= Listed records =

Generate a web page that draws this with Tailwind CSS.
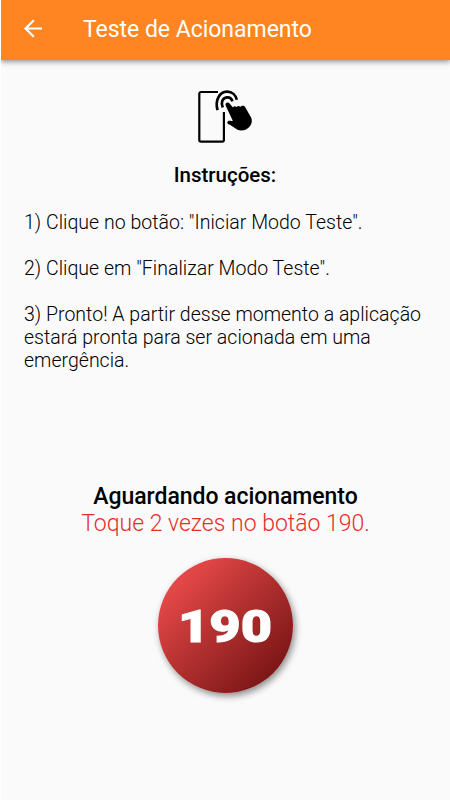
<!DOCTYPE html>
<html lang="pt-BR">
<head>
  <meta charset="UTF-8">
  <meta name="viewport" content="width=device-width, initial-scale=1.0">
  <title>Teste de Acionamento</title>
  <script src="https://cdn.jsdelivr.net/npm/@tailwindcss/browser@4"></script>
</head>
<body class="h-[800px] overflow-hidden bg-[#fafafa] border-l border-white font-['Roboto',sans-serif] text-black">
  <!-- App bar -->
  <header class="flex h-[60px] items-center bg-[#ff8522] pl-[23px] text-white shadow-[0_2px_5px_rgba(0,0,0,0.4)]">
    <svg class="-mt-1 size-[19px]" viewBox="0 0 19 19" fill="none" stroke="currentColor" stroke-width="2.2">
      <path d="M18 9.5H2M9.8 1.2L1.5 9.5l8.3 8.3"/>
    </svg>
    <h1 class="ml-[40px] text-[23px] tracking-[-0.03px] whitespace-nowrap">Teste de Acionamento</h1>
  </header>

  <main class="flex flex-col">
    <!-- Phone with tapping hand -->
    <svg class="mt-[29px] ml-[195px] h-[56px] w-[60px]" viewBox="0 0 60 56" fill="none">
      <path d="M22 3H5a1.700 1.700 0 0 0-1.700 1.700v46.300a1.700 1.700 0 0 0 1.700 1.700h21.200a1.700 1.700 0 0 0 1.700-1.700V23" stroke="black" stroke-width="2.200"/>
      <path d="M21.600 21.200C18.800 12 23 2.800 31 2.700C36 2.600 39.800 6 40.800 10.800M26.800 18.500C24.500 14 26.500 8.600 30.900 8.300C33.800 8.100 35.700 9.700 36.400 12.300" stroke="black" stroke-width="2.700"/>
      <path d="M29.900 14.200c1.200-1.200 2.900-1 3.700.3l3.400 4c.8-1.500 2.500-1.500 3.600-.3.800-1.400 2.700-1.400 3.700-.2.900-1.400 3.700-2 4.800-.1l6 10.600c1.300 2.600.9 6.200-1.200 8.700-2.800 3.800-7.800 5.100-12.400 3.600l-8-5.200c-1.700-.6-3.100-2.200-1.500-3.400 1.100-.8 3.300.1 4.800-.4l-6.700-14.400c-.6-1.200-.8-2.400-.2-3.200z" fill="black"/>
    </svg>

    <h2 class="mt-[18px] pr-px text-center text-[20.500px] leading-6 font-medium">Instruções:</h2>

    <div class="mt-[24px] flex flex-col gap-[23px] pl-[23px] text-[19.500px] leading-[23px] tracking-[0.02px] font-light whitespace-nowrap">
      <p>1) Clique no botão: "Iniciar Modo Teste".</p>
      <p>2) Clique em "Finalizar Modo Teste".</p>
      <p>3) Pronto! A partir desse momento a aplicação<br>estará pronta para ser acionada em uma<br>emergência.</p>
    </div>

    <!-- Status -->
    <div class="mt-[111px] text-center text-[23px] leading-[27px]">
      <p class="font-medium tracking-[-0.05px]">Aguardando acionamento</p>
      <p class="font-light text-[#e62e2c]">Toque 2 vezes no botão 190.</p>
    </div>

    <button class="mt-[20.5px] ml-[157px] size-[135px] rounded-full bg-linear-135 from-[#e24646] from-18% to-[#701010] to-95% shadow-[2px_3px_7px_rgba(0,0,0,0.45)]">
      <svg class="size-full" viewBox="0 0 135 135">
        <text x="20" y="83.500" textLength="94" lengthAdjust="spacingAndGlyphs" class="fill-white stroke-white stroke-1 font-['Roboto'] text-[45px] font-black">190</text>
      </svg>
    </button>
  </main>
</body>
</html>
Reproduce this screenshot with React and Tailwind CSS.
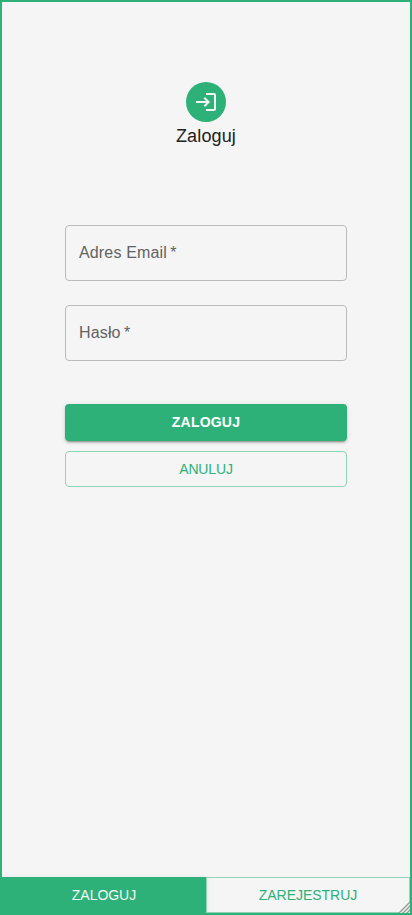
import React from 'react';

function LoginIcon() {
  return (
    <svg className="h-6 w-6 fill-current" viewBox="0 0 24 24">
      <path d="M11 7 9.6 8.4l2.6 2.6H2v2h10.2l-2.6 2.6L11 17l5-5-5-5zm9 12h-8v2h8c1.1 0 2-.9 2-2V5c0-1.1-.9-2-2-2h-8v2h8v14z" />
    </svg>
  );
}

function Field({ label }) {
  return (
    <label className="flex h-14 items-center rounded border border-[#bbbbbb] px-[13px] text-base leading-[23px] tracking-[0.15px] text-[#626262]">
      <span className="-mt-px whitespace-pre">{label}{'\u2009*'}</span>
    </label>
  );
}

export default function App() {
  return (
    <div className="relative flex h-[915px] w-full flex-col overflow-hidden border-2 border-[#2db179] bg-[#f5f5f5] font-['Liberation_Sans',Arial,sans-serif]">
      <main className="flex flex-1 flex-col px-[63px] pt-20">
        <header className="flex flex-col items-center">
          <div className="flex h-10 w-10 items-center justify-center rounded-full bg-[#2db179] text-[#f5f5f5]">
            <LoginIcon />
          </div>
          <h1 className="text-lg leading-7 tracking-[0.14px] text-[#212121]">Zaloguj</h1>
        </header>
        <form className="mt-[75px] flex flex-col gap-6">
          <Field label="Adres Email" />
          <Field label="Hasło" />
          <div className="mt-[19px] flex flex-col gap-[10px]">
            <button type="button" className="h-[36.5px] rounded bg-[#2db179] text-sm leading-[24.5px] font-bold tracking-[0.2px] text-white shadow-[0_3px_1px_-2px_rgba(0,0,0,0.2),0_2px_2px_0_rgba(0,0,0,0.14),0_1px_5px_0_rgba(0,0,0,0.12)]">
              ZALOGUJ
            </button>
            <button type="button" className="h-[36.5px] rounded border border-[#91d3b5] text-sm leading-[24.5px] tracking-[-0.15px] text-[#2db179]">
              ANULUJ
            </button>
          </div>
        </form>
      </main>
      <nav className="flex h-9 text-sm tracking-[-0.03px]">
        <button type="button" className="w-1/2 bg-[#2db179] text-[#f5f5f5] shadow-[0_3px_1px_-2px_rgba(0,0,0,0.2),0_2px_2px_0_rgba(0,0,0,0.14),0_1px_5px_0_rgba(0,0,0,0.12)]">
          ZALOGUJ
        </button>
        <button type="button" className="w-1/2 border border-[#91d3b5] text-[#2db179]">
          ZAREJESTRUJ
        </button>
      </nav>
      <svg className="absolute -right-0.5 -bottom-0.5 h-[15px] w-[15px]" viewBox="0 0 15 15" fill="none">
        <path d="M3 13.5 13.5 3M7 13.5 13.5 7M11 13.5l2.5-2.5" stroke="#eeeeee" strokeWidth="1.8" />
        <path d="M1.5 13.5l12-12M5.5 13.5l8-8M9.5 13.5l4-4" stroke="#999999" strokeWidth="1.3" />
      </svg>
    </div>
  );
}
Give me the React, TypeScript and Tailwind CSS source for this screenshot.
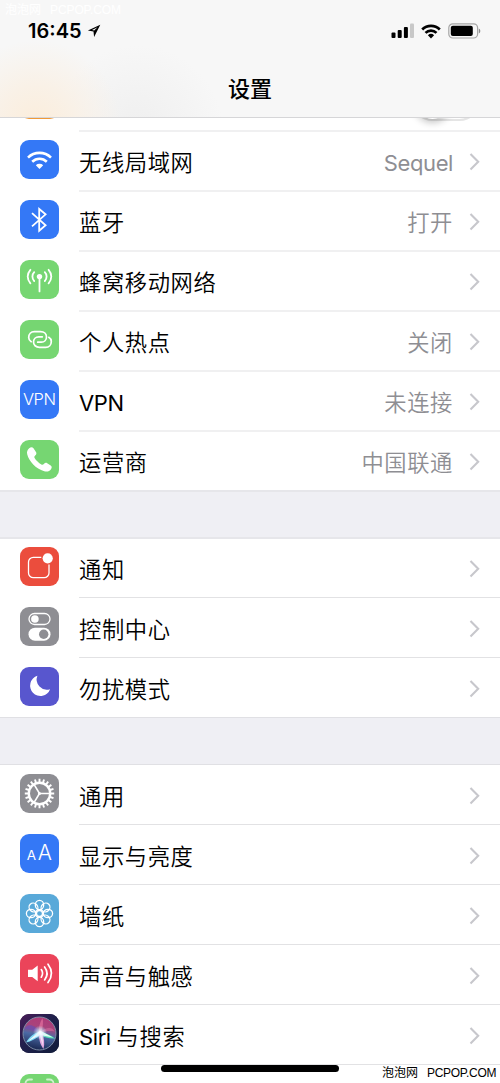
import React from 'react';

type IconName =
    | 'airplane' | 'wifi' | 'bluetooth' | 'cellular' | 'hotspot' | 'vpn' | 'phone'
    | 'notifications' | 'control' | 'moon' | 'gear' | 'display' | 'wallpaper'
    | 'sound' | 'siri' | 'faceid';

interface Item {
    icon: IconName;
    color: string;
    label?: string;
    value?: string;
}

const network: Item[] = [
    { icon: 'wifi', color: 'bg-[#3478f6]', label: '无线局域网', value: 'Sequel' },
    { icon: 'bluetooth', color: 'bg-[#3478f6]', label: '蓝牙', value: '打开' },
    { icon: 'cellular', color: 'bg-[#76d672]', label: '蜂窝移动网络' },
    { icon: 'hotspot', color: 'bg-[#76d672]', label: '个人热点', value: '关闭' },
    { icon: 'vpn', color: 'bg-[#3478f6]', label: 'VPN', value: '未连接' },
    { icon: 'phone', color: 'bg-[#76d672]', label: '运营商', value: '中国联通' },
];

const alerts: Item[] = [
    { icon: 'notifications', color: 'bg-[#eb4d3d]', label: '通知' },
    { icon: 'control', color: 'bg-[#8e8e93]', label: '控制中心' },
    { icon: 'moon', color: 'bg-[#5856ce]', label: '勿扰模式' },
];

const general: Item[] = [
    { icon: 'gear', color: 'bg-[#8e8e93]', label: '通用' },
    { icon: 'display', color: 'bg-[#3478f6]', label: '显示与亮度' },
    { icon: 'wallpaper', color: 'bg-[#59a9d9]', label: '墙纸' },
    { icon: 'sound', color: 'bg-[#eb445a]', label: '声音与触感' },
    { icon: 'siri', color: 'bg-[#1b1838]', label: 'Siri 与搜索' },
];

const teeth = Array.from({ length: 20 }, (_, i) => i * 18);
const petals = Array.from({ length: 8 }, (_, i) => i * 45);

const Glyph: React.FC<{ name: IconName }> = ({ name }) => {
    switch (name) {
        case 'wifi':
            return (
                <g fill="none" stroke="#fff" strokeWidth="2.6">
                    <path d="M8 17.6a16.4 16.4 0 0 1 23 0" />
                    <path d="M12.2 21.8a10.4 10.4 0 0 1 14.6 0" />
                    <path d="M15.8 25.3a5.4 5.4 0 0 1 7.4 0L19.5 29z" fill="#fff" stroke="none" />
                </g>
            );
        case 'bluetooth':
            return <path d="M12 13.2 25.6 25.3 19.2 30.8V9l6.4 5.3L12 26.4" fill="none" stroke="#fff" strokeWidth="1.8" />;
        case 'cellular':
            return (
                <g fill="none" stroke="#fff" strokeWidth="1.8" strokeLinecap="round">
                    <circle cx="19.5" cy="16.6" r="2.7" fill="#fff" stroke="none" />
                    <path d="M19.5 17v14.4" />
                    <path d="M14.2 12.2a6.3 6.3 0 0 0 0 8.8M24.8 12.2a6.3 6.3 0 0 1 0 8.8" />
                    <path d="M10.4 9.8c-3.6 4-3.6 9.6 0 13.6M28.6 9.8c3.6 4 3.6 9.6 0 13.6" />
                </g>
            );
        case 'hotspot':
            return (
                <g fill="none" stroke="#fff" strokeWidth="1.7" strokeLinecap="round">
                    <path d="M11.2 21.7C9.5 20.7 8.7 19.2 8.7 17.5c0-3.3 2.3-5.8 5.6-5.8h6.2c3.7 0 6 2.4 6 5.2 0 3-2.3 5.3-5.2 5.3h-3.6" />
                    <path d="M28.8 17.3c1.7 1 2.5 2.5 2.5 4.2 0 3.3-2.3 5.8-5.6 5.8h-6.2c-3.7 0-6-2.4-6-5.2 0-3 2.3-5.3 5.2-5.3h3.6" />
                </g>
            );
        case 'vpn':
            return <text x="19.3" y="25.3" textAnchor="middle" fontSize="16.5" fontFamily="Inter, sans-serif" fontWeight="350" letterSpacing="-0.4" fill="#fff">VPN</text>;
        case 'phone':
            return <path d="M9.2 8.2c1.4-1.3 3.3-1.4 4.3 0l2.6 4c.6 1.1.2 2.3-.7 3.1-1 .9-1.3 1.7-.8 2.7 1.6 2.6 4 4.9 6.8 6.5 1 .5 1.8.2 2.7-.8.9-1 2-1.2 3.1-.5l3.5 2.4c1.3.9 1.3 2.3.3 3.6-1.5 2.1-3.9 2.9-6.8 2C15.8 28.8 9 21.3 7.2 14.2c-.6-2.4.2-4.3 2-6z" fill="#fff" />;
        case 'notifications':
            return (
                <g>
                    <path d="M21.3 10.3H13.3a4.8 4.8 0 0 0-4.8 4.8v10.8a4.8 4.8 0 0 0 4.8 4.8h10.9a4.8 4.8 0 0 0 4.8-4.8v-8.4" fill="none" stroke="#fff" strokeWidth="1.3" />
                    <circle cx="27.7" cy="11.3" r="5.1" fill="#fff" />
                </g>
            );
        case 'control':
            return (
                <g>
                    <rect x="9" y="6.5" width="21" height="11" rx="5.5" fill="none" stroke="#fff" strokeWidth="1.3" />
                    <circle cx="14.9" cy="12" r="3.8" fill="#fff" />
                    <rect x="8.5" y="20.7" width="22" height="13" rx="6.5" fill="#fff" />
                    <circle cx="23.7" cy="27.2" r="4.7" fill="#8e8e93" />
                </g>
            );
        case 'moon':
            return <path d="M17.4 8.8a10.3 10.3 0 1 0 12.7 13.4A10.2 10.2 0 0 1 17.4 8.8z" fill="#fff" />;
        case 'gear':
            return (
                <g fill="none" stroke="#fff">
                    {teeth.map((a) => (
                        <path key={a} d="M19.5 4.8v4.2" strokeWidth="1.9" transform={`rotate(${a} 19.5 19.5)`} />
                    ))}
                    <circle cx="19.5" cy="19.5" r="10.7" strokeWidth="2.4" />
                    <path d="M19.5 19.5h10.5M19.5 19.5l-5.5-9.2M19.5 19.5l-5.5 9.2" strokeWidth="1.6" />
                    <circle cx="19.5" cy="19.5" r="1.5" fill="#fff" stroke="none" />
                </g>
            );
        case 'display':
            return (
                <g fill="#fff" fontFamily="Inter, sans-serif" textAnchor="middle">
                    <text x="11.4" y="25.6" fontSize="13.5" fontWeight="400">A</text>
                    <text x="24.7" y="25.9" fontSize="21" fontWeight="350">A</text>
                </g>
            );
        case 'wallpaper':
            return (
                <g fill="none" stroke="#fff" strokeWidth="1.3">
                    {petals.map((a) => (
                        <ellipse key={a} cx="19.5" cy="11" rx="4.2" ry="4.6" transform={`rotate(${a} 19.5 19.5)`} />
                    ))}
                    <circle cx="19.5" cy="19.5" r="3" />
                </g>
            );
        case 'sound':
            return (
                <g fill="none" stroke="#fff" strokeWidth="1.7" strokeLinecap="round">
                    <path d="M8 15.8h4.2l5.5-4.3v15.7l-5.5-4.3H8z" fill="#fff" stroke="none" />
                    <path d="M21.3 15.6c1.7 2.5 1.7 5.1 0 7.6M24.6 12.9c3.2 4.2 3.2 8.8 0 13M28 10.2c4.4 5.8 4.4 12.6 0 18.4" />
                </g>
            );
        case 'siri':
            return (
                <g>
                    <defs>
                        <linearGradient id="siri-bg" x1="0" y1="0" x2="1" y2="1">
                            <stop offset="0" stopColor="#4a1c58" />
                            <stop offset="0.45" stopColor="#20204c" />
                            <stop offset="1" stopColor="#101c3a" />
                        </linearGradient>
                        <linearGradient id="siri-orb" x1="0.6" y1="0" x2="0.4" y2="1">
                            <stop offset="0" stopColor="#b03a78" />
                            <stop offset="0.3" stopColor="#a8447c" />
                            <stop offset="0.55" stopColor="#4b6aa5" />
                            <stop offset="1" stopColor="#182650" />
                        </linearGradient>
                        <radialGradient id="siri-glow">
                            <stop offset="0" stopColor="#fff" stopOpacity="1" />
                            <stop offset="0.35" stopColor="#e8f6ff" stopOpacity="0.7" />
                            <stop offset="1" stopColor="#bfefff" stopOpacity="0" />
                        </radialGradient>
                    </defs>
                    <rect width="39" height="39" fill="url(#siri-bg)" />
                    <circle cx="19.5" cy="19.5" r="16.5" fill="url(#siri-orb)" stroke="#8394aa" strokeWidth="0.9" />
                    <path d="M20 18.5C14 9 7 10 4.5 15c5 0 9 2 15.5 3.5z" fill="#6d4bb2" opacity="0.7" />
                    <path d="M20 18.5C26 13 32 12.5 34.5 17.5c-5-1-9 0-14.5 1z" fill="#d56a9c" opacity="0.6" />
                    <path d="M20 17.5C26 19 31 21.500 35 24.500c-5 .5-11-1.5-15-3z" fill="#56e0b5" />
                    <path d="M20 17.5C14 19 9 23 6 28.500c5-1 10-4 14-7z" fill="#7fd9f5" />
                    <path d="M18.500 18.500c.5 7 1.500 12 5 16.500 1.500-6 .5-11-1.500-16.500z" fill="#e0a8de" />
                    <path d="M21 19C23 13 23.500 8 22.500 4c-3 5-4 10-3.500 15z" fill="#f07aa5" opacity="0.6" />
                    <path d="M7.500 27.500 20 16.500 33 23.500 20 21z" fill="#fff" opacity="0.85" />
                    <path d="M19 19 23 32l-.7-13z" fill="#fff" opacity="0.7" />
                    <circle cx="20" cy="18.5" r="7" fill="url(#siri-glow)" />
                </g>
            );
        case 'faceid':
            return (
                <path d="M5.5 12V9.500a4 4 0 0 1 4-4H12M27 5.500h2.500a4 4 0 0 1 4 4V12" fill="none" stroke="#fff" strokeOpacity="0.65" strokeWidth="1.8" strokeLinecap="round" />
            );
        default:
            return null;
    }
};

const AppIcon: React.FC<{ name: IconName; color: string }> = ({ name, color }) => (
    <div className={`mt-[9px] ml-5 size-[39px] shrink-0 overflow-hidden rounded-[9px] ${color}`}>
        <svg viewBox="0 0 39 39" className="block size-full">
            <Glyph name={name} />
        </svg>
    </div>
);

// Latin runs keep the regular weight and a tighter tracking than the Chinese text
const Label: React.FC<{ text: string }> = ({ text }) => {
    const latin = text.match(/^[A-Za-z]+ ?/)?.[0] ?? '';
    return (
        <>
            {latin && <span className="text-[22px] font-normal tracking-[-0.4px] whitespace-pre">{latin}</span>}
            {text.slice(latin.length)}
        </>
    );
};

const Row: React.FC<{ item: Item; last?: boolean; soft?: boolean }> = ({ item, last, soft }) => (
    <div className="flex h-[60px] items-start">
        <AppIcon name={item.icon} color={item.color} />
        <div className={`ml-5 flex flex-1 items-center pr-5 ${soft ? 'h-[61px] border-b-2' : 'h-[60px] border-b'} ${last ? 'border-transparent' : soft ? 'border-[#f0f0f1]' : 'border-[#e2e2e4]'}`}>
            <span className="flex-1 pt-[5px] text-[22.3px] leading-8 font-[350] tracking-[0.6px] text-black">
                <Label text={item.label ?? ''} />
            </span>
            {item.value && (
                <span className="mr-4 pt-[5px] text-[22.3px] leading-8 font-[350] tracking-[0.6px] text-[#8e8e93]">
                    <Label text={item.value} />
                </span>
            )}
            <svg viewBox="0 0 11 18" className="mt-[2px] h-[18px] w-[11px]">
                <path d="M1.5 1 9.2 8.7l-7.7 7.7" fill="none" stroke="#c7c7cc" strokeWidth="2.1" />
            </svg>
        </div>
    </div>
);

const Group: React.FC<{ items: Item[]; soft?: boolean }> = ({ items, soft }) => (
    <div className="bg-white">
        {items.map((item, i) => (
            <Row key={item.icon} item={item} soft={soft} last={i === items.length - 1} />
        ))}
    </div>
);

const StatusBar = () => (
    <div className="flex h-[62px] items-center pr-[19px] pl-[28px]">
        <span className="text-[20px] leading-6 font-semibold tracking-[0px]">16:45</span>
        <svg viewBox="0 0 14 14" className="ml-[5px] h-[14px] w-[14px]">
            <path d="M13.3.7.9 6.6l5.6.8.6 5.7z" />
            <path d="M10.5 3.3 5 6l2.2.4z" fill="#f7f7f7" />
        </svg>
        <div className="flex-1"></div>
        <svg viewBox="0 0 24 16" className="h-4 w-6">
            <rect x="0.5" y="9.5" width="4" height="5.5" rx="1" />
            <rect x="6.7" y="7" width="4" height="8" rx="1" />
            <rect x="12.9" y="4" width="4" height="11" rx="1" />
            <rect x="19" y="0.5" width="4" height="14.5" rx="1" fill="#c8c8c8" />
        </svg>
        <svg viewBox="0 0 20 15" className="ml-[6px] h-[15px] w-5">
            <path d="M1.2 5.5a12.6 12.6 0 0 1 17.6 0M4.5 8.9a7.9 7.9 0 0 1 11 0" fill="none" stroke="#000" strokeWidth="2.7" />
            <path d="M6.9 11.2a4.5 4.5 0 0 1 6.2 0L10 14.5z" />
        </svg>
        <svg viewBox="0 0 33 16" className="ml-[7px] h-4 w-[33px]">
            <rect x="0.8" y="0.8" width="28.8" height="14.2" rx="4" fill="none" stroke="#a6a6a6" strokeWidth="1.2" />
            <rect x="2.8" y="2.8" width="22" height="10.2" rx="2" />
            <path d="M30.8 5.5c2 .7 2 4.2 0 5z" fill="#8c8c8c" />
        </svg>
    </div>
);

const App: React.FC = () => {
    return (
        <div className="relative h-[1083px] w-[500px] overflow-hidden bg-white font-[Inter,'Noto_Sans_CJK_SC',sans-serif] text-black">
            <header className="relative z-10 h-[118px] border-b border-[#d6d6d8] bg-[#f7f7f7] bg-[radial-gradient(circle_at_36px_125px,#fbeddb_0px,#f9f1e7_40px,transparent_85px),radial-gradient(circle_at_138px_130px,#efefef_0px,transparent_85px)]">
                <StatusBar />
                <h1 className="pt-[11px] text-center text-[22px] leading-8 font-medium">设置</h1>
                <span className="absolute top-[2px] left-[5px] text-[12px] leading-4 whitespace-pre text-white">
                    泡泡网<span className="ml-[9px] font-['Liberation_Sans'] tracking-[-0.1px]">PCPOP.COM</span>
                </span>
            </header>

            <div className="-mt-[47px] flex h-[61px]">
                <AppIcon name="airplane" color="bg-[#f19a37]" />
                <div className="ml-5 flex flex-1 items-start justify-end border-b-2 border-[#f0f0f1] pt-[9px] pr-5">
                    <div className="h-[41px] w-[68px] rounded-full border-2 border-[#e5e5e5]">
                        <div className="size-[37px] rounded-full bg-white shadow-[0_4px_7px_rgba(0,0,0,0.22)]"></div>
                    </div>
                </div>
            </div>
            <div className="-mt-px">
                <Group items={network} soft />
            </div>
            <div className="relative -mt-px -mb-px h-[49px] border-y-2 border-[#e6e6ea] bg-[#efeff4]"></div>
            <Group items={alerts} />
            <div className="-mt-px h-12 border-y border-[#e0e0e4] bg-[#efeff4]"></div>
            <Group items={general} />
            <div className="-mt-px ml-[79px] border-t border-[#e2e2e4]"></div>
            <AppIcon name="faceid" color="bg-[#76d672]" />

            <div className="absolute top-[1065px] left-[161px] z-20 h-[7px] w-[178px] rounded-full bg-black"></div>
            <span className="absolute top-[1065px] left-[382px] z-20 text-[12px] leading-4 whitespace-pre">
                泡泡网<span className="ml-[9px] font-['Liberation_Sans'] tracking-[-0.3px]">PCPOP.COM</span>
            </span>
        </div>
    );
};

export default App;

= Written task =
Go through the listing above and pull out each line containing the word "with".

= Answer to this problem =
Generate a web page that draws this with Tailwind CSS.
    <!-- Phone with tapping hand -->
Reproduce this screenshot with React and Tailwind CSS.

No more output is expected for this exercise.